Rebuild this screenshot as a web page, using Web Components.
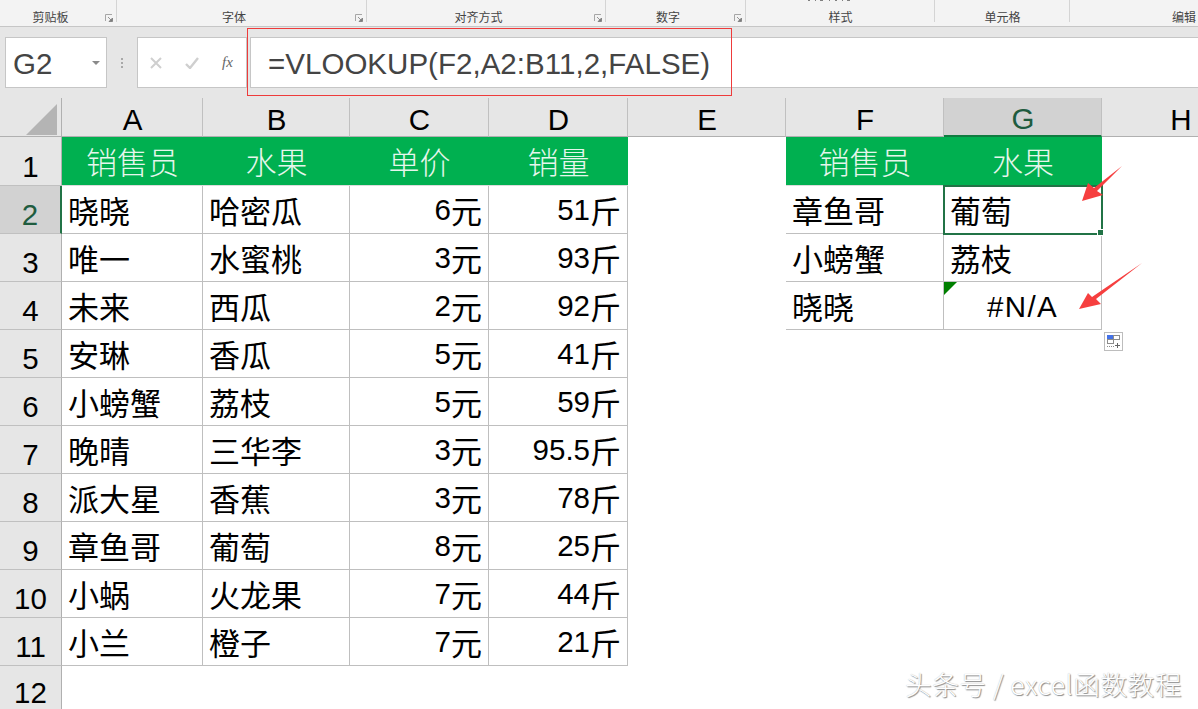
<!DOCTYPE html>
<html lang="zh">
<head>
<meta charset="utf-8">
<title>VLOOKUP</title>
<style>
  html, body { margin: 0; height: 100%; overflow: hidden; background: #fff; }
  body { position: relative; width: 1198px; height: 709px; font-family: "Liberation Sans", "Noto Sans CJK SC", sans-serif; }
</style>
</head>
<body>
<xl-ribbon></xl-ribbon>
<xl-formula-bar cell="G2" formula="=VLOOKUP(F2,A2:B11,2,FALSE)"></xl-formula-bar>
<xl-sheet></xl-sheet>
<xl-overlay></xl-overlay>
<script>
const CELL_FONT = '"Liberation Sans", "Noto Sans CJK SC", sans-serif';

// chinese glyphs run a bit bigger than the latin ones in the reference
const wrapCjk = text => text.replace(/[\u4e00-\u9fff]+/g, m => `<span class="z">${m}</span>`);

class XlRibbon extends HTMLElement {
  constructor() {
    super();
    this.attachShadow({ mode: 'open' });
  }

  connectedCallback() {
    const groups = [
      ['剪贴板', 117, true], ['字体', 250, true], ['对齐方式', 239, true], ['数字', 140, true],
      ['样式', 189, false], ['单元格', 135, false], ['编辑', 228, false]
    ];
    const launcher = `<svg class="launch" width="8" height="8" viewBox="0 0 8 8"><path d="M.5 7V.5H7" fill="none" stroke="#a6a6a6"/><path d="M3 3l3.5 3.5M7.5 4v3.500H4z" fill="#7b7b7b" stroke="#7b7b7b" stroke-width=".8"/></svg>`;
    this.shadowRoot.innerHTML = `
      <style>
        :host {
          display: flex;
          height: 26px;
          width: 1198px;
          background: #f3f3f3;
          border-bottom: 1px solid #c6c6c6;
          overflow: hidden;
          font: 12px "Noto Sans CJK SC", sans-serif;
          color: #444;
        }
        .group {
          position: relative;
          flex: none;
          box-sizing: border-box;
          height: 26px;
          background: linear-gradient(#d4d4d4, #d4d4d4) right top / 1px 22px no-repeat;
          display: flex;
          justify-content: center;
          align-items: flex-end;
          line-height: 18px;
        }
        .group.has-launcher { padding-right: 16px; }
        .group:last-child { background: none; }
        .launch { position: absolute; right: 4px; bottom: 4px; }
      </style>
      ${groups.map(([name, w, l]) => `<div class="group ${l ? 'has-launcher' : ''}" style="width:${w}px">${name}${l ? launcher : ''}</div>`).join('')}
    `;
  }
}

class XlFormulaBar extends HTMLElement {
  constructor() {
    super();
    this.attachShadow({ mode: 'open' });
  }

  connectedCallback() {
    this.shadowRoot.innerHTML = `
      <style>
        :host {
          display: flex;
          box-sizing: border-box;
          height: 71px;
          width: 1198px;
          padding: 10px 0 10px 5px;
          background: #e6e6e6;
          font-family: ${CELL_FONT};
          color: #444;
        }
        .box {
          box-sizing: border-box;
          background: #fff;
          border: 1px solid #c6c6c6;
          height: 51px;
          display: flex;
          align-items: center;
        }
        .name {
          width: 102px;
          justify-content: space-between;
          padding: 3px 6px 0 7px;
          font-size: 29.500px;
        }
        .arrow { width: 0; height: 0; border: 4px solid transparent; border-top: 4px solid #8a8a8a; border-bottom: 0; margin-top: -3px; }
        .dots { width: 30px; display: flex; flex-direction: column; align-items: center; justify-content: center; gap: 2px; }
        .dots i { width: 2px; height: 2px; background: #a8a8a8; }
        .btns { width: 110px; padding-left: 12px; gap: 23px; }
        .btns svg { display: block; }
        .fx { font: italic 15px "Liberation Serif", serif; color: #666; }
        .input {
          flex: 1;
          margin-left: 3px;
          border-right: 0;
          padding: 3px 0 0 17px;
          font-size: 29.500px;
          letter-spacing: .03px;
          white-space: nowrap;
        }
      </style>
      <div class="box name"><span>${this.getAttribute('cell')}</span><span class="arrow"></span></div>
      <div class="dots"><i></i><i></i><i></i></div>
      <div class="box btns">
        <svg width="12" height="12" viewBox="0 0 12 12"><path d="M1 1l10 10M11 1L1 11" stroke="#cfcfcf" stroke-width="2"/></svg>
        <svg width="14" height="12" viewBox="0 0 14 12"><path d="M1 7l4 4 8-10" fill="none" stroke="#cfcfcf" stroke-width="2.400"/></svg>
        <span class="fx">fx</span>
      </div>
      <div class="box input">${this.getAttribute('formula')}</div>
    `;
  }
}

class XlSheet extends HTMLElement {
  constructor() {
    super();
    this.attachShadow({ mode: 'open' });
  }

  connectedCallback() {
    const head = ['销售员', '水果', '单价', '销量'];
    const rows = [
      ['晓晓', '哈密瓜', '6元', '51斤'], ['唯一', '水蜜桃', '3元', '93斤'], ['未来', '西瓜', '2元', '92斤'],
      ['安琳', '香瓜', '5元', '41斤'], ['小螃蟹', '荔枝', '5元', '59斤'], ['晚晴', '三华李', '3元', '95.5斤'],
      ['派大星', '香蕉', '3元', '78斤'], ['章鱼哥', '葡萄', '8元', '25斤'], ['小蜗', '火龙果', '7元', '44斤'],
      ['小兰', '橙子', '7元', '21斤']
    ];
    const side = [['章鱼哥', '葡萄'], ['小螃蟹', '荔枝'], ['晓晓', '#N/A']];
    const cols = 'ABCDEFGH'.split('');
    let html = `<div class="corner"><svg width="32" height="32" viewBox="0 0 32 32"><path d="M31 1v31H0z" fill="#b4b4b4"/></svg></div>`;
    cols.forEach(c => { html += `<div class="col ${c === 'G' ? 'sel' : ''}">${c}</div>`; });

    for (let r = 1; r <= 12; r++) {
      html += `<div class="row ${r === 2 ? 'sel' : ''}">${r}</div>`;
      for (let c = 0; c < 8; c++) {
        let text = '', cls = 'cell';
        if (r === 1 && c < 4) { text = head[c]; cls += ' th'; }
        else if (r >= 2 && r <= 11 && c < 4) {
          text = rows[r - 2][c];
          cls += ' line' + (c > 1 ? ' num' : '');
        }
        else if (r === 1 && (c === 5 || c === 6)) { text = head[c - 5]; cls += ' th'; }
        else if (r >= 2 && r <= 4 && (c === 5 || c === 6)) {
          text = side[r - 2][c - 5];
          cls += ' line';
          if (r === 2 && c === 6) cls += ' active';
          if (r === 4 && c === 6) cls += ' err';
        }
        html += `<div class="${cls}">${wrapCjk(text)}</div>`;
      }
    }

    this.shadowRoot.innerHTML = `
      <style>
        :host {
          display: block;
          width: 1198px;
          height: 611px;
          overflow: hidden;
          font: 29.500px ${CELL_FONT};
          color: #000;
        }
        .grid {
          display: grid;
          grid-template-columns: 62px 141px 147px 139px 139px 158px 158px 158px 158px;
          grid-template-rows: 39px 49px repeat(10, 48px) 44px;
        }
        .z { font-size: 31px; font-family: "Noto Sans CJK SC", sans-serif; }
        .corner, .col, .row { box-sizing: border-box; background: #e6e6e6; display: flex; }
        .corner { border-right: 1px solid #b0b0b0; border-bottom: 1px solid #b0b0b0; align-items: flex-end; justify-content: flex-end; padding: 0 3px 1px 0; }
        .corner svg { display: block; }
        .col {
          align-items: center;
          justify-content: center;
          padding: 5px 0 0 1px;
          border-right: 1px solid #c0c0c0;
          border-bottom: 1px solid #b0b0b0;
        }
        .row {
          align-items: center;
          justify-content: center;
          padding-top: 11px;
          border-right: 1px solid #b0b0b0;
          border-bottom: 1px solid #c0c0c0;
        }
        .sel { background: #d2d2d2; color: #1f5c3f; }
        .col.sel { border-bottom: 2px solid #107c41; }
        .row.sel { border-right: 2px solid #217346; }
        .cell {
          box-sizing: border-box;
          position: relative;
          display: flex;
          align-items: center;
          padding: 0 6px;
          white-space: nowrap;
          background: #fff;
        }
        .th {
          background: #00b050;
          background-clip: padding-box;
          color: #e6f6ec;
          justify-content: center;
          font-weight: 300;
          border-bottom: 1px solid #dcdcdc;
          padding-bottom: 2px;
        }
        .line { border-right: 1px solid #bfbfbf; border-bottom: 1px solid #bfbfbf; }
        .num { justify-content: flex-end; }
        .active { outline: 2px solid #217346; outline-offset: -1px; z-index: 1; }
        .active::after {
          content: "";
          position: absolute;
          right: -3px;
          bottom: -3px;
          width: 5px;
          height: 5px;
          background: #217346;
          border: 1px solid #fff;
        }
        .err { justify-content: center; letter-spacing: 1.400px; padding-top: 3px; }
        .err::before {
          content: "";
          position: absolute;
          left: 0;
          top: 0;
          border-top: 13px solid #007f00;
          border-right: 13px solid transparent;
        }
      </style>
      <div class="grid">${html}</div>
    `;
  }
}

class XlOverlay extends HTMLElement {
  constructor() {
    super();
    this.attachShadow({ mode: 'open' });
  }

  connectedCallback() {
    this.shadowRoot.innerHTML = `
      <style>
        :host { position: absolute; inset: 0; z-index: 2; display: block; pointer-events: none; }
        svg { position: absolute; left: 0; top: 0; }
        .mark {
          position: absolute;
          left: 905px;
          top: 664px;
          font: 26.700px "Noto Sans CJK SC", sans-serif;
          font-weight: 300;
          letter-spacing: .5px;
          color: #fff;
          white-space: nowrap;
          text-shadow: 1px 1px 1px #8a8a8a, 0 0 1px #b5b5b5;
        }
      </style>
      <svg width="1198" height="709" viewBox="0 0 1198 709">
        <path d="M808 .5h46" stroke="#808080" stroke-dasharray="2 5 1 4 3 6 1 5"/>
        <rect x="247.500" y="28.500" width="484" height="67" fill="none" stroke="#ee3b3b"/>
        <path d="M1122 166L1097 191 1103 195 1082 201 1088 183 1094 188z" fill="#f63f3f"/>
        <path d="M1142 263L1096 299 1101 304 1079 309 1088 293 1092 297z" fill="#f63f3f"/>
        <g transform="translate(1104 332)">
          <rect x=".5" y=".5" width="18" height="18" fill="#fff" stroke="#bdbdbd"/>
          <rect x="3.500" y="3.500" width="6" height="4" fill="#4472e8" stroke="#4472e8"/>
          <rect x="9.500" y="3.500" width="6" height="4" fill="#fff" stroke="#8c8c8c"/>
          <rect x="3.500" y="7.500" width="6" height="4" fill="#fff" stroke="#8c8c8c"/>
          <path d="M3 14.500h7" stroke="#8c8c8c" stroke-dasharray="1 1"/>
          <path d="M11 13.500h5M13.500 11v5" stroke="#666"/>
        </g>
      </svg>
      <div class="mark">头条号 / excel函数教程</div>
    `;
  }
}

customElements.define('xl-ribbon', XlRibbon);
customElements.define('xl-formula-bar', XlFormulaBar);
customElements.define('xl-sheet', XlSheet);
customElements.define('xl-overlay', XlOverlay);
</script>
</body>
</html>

## Requirements
From the top of the listing above, repeat each line exactly until you reach the line containing "const wrapCjk = text", and repeat that one too. Leave the pictures out.

## Task response
Rebuild this screenshot as a web page, using Web Components.
<!DOCTYPE html>
<html lang="zh">
<head>
<meta charset="utf-8">
<title>VLOOKUP</title>
<style>
  html, body { margin: 0; height: 100%; overflow: hidden; background: #fff; }
  body { position: relative; width: 1198px; height: 709px; font-family: "Liberation Sans", "Noto Sans CJK SC", sans-serif; }
</style>
</head>
<body>
<xl-ribbon></xl-ribbon>
<xl-formula-bar cell="G2" formula="=VLOOKUP(F2,A2:B11,2,FALSE)"></xl-formula-bar>
<xl-sheet></xl-sheet>
<xl-overlay></xl-overlay>
<script>
const CELL_FONT = '"Liberation Sans", "Noto Sans CJK SC", sans-serif';

// chinese glyphs run a bit bigger than the latin ones in the reference
const wrapCjk = text => text.replace(/[\u4e00-\u9fff]+/g, m => `<span class="z">${m}</span>`);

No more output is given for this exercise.